**Required work:** Say how many lines of the listing below contain "React", giving the number and nothing else.
-- begin Recorded information --
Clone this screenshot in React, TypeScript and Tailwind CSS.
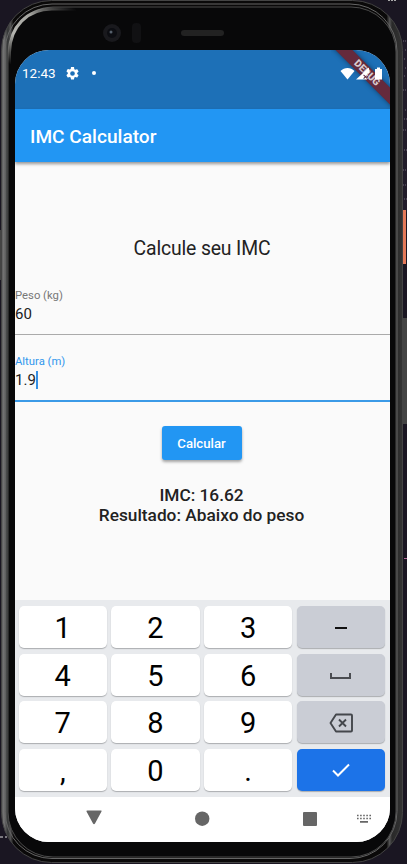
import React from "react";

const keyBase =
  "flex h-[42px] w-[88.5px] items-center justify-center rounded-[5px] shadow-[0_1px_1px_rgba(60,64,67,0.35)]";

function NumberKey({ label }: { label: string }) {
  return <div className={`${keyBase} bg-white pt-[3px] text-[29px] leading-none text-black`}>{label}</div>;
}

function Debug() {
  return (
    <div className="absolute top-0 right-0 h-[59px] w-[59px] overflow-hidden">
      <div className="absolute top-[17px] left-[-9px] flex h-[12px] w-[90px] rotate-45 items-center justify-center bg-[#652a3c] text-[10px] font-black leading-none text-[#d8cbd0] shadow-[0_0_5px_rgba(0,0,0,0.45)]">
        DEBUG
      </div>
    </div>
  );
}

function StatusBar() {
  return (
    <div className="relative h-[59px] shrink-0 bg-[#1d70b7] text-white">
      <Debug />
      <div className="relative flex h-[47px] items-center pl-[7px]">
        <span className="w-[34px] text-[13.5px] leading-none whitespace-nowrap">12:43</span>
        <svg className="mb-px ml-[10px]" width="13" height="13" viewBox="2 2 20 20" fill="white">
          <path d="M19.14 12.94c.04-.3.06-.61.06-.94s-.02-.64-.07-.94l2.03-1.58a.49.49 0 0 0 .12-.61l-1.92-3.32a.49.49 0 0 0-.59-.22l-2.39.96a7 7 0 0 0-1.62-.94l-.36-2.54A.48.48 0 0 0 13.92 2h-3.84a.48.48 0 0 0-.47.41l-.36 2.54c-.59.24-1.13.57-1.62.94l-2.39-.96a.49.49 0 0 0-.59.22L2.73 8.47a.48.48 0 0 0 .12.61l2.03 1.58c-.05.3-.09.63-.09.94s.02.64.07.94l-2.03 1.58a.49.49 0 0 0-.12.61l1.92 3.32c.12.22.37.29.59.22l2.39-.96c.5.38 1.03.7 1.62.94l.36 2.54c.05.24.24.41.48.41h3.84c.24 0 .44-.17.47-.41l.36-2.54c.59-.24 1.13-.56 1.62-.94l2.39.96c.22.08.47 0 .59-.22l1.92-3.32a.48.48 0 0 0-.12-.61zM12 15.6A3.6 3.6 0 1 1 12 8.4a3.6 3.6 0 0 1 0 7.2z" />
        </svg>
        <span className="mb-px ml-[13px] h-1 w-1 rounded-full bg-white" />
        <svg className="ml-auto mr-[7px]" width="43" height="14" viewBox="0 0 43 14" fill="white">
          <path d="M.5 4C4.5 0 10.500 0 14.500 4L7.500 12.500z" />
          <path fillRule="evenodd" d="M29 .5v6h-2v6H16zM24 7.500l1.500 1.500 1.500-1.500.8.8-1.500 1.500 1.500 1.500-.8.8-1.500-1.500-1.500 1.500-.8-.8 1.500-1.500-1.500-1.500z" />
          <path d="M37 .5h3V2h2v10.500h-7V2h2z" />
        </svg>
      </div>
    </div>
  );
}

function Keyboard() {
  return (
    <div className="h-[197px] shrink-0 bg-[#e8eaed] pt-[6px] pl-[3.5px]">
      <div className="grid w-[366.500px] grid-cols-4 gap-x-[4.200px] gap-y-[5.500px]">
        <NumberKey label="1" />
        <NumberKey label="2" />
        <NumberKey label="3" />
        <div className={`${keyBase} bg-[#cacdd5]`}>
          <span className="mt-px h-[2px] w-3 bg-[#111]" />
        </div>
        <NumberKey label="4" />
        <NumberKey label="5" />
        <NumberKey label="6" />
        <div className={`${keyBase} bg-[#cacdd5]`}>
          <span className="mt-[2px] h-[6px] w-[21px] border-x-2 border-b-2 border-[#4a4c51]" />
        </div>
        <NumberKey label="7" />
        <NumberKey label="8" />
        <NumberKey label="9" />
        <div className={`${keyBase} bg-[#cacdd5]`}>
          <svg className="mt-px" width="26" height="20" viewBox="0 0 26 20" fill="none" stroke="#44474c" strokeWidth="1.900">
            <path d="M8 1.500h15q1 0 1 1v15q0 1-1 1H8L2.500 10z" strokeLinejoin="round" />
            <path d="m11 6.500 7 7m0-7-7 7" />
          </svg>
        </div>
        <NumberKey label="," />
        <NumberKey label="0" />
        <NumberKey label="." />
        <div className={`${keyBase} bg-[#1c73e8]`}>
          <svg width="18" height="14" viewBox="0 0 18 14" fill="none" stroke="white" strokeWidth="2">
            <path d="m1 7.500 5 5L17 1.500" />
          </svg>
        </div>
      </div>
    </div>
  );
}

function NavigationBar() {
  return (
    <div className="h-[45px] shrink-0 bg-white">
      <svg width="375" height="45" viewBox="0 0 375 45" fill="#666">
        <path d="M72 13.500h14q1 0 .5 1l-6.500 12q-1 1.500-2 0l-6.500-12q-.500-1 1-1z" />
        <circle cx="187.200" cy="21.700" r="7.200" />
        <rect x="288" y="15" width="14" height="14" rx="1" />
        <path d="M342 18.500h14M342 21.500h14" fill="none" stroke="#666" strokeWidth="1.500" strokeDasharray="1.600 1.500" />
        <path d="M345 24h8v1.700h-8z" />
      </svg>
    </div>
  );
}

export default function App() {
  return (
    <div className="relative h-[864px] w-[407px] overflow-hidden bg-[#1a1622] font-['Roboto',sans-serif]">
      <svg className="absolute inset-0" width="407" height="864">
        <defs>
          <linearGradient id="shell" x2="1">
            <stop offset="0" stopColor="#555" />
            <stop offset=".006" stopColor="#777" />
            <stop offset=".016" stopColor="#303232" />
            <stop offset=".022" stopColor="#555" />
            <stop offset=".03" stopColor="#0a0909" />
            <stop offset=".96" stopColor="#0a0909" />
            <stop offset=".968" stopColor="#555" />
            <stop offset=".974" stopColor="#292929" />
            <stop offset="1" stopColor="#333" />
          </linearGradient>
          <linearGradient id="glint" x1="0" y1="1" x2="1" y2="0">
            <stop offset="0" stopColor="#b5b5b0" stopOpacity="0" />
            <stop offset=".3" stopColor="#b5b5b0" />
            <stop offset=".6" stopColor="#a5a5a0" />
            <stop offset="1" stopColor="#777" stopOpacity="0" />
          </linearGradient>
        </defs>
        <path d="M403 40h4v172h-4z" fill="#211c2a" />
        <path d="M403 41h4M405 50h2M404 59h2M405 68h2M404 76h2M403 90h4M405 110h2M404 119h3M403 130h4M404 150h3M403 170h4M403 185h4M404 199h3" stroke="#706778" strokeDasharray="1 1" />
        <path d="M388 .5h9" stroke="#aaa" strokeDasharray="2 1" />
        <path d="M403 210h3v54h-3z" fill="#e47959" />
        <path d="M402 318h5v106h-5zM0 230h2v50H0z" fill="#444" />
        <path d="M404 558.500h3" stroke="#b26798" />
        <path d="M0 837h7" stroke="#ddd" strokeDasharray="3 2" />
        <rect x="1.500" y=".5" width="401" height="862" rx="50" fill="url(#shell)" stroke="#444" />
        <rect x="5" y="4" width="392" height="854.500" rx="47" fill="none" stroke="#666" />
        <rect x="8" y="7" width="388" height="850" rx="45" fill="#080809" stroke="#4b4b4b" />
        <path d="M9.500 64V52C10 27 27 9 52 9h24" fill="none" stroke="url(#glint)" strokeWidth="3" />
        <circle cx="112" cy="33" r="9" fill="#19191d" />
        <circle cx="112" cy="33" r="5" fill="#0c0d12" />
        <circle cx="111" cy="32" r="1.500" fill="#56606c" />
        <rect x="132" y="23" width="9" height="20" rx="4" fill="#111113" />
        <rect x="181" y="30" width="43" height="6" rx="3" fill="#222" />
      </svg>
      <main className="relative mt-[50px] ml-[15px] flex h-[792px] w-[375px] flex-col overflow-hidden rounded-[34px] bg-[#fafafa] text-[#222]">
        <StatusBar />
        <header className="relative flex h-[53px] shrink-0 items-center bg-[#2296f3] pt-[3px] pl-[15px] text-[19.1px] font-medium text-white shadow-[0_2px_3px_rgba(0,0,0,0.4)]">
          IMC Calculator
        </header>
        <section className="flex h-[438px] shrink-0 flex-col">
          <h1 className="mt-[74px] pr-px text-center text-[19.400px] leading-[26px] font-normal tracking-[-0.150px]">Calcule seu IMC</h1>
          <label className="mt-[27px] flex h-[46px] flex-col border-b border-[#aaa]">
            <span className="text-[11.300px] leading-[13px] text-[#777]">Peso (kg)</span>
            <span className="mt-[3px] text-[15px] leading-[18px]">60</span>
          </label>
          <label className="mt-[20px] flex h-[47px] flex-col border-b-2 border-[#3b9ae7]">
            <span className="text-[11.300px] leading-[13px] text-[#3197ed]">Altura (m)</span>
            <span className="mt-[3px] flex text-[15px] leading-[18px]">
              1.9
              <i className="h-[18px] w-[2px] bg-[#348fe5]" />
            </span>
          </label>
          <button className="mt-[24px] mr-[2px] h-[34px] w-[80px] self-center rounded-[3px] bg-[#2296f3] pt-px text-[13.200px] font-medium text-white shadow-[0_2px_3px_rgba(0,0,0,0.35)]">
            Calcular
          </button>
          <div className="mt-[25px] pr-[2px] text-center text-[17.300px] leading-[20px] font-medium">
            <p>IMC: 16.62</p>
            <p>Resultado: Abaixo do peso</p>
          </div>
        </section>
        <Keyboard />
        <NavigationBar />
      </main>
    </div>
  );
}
-- end Recorded information --
**Answer for this exercise:** 2